I was disgusted with the unfairness of the world. How do I justify being a “poverty tourist”, coming in and listening to a few stories of pain? How can I communicate my thoughts when I can only say a few simple phrases in Arabic? What about my privileged life gives me any right to communicate my thoughts? Language barriers make communication and understanding arduous. I could not say, “I see the injustice”. I could not form the words “I’m sorry”. I could not even say, “I see you”. The loss of the phrase “I see you” was the hardest thing about this day. But would it even have mattered to this woman who probably heard this, in Arabic, from many other tourists who left and went on with their lives, never giving another thought to her and her life?
After rehydrating with water and more sage tea, we climbed back up the mountain. The community shared their precious water with us to wash our dirty hands and sweaty faces. They had prepared a meal of rice and lentils for us. We sat and ate, mostly in silence. Most of the time our group has lots of questions and are eager to talk. But today, we could not put words to our feelings. We didn’t have questions because we now understood.
This is the story of one village that is not seen by the rest of the world. But their pain and suffering are real. We saw it. And we need to never forget it. The injustices done to them continue to happen every day. The people of Um Al-Khair live in complete neglect. They have no reliable sources of water—only purchased water bottles from an hour out of their village—no electricity, waste management, transportation to and from school… the list could go on. Yet, they are being watched by the Israeli Government 24/7. If they try to build a small oven to bake bread, Israelis will come and tear it down and explain that they need a permit. A permit to bake bread. But the government won’t give permits. The point of the permit system is to make it so miserable for these people that they will leave and go somewhere else. But the problem is this community, which already moved once, has nowhere to go. The Israeli government wants the Bedouin land so they can build more nice homes for Jews. But what will happen to the Bedouin children and families? We, as a group, feel the weight of that question.
We must listen to the 88-year-old woman who is exploding with rage at the injustices of her world. However, we must also make the choice to believe that the healing of the hurt (that can be found in all corners of our world) materializes through the sharing of stories. This is the choice that I believe will transform the unproductive nature of “poverty tourism.” I have chosen to view our group as a team of story collectors. In order to make any kind of change, we must share our collection.

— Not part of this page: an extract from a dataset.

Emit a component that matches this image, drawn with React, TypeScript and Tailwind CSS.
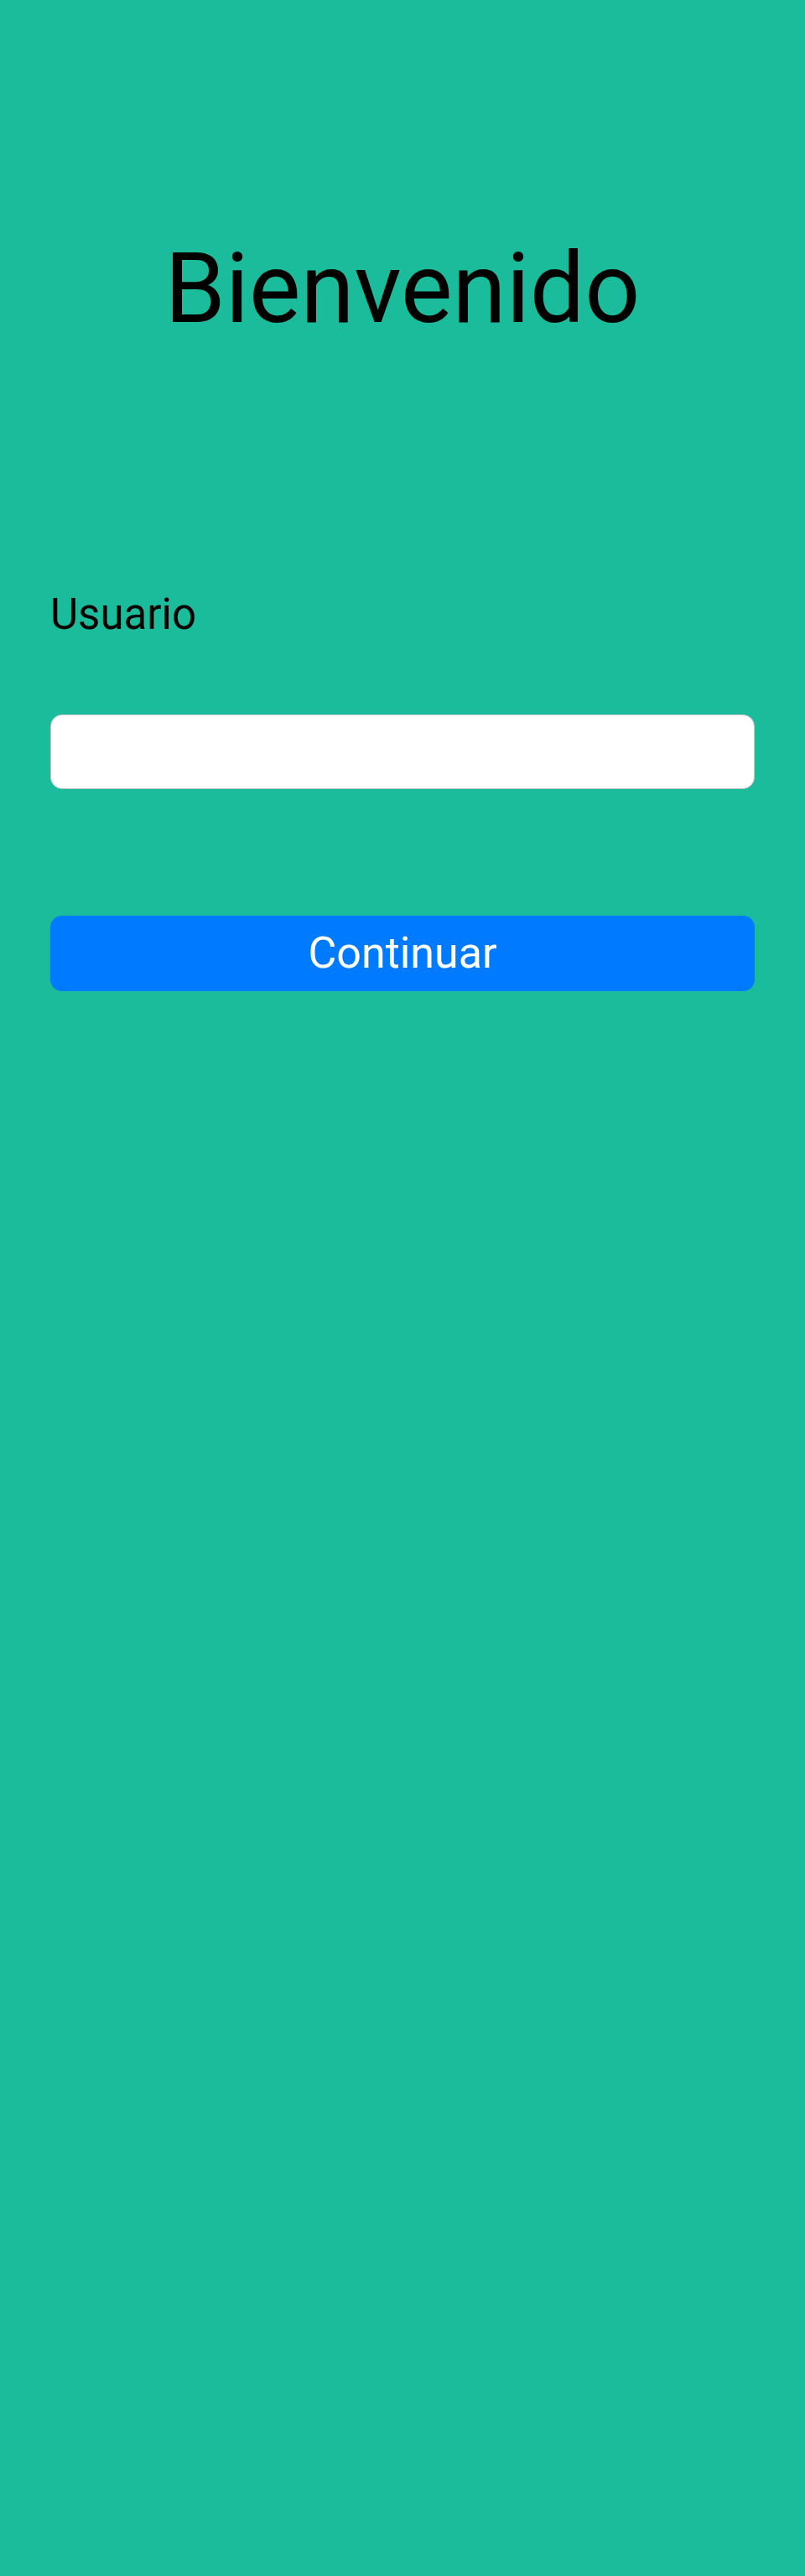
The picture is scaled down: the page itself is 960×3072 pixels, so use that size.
export default function App() {
  return (
    <div className="min-h-[3072px] w-full bg-[#1abc9c] font-['Roboto',sans-serif]">
      <div className="flex flex-col px-[60px] pt-[286px]">
        <h1 className="text-center text-[116px] leading-none font-normal text-black">Bienvenido</h1>

        <label className="mt-[305px] text-[51px] leading-none text-black">Usuario</label>
        <input
          type="text"
          className="mt-[94px] h-[89px] w-full rounded-[14px] border border-[#c4c4c4] bg-white px-4 text-[40px] outline-none"
        />

        <button className="mt-[151px] flex h-[90px] w-full items-center justify-center rounded-[14px] bg-[#007aff] text-[52px] leading-none text-white">
          Continuar
        </button>
      </div>
    </div>
  );
}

There is also a short film about Eid Hadaleen, the artist who worked with us in the fields at Um Al Khair, made by Amnesty International. The 2 minute film shows his art about the home demolitions. The famous Chinese dissident artist Ai Wei Wei came to Um Al Khair. He worked with Eid Hadaleen, a self-taught artist from Um Al Khair, and they had an exhibition together in Germany about dislocation. See this article.
Roots: Palestinians and Israelis working . . . together ?
On Tuesday, October 3, we went to see a person many Palestinians would refuse to talk to. We drove just a few miles outside of Bethlehem to a completely different world – a settlement.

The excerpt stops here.